After his request for wine I pour him the last drops of a half century old bottle of port that I was drinking with so much pleasure two weeks ago together with Bruno Stagno and the two Correas. He was excited by the idea and he enjoyed the drink: “the best I have ever had!”
Bhupen is precise and accurate. He has not forgotten that he has not visited the whole house and that he had not seen his own work. It strikes me that he enters the room without looking at his big painting which is opposite the entrance and that forms the backdrop to the Buddha. Or is he feigning? I don’t believe it. He observes in detail the many other paintings and also the Tibetan tiger tapestry that he appreciates.
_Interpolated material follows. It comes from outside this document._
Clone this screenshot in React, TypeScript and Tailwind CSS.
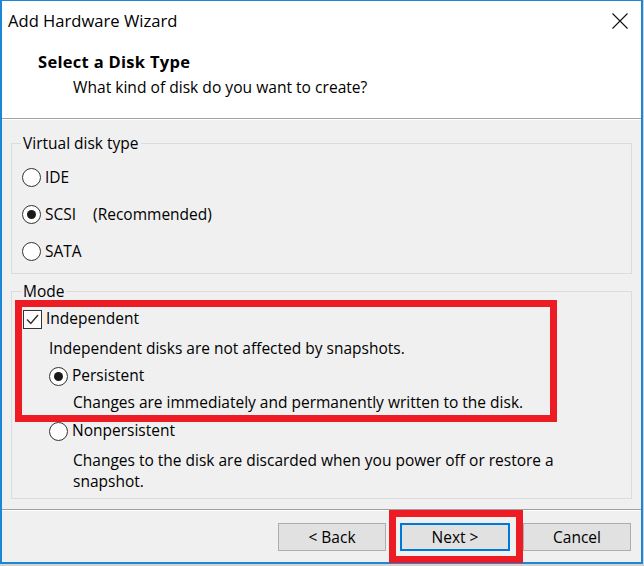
import React from "react"

const Radio = ({ checked }: { checked?: boolean }) => (
  <span className="w-[19px] h-[19px] shrink-0 rounded-full border border-[#333333] bg-white flex items-center justify-center">
    {checked && <span className="w-[9px] h-[9px] rounded-full bg-[#1a1a1a]" />}
  </span>
)

const Checkbox = () => (
  <span className="w-[19px] h-[19px] shrink-0 border border-[#333333] bg-white flex items-center justify-center">
    <svg width="15" height="15" viewBox="0 0 15 15" fill="none">
      <path d="M2 7.5 L5.8 11.5 L13 3" stroke="#333333" strokeWidth="1.5" />
    </svg>
  </span>
)

const Button = ({ label, focused }: { label: string; focused?: boolean }) => (
  <button
    className={
      focused
        ? "w-[110px] h-[28px] bg-[#e1e1e1] border-2 border-[#0078d7] text-[15.5px] leading-[20px] text-black"
        : "w-[108px] h-[28px] bg-[#e1e1e1] border border-[#adadad] text-[15.5px] leading-[20px] text-black"
    }
  >
    {label}
  </button>
)

export default function App() {
  return (
    <div className="w-[644px] h-[566px] bg-[#d4d4d4] overflow-hidden font-['Open_Sans',sans-serif] text-black">
      <div className="w-[643px] h-[564px] border-t border-l-2 border-r-2 border-b-2 border-[#1c87d9] bg-[#f0f0f0] flex flex-col">
        {/* header */}
        <div className="h-[117px] bg-white">
          <div className="h-[40px] flex items-center justify-between pl-[6px] pr-[13px]">
            <span className="text-[16.6px] leading-[20px]">Add Hardware Wizard</span>
            <svg width="16" height="16" viewBox="0 0 16 16">
              <path d="M0.5 0.5 L15.5 15.5 M15.5 0.5 L0.5 15.5" stroke="#111111" strokeWidth="1.1" />
            </svg>
          </div>
          <div className="mt-[11px] pl-[36px] text-[16.5px] tracking-[0.3px] leading-[20px] font-bold">Select a Disk Type</div>
          <div className="mt-[5px] pl-[71px] text-[15.6px] leading-[20px]">What kind of disk do you want to create?</div>
        </div>
        <div className="h-px bg-[#a0a0a0]" />
        <div className="h-px bg-white" />

        {/* body */}
        <div className="h-[389px] px-[9px] text-[15.5px]">
          <fieldset className="mt-[13px] border border-[#dcdcdc] pt-[6px] pb-[3px]">
            <legend className="ml-[9px] px-[2px] leading-[20px]">Virtual disk type</legend>
            <div className="h-[37px] pl-[10px] flex items-center gap-[4px]">
              <Radio />
              <span>IDE</span>
            </div>
            <div className="h-[37px] pl-[10px] flex items-center gap-[4px]">
              <Radio checked />
              <span>SCSI</span>
              <span className="ml-[13px]">(Recommended)</span>
            </div>
            <div className="h-[37px] pl-[10px] flex items-center gap-[4px]">
              <Radio />
              <span>SATA</span>
            </div>
          </fieldset>

          <fieldset className="mt-[7px] border border-[#dcdcdc] pb-[6px]">
            <legend className="ml-[9px] px-[2px] leading-[20px]">Mode</legend>
            <div className="-mt-px ml-[3px] w-[542px] border-[7px] border-[#ed1c24] pb-[3px]">
              <div className="h-[24px] pl-[1px] flex items-center gap-[4px]">
                <Checkbox />
                <span>Independent</span>
              </div>
              <div className="mt-[7px] pl-[27px] leading-[20px]">Independent disks are not affected by snapshots.</div>
              <div className="mt-[6px] h-[24px] pl-[27px] flex items-center gap-[4px]">
                <Radio checked />
                <span>Persistent</span>
              </div>
              <div className="mt-[4px] pl-[51px] leading-[20px]">Changes are immediately and permanently written to the disk.</div>
            </div>
            <div className="h-[18px] pl-[37px] flex items-center gap-[4px]">
              <Radio />
              <span>Nonpersistent</span>
            </div>
            <div className="mt-[10px] pl-[61px] leading-[21px]">
              Changes to the disk are discarded when you power off or restore a
              <br />
              snapshot.
            </div>
          </fieldset>
        </div>

        <div className="h-px bg-[#a0a0a0]" />
        <div className="h-px bg-white" />

        {/* footer */}
        <div className="h-[51px] flex items-start justify-end pr-[10px]">
          <div className="mt-[12px] mr-[3px]">
            <Button label="< Back" />
          </div>
          <div className="-mt-px border-[7px] border-[#ed1c24] pl-[4px] pr-[6px] pt-[6px] pb-[5px]">
            <Button label="Next >" focused />
          </div>
          <div className="mt-[12px]">
            <Button label="Cancel" />
          </div>
        </div>
      </div>
    </div>
  )
}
He is content with the placing of his own painting and he doesn’t object to the fact that the Buddha partly obscures it. I tell him that in the evening light the landscape becomes aglow with a golden hue. He says that this golden glow (notably in the upper part of the painting) also was observable in the landscape of Umbertide when he was painting it.
While we are going to the next floor, the bell rings. We quickly take leave during which I see him suppress a brief movement. He says I have to come to see him in Baroda. I say he will always be welcomed here.
He has told me how difficult it was to paint Rushdie in eight days. I am asking myself how he would paint me. He has an accountant-like objectivity in his reasoning. He only paints with oils in his studio in Baroda because that demands time. On the road, he uses water colours and smaller formats. I ask myself what he has stored in his visual memory about this visit and if it will ever have a consequence.
I would have liked to have shown him the portrait of Leslie and also my water colours on the upper floor. There was also no time to see Walter Nobbe in the Hague who was tackling the same subject but very different from him. Nobbe is all painted surface à la Vermeer.
After Bhupen’s departure I browse a bit in Hyman’s biography of him. Bhupen appears in a few parodistic photographs: already a free man.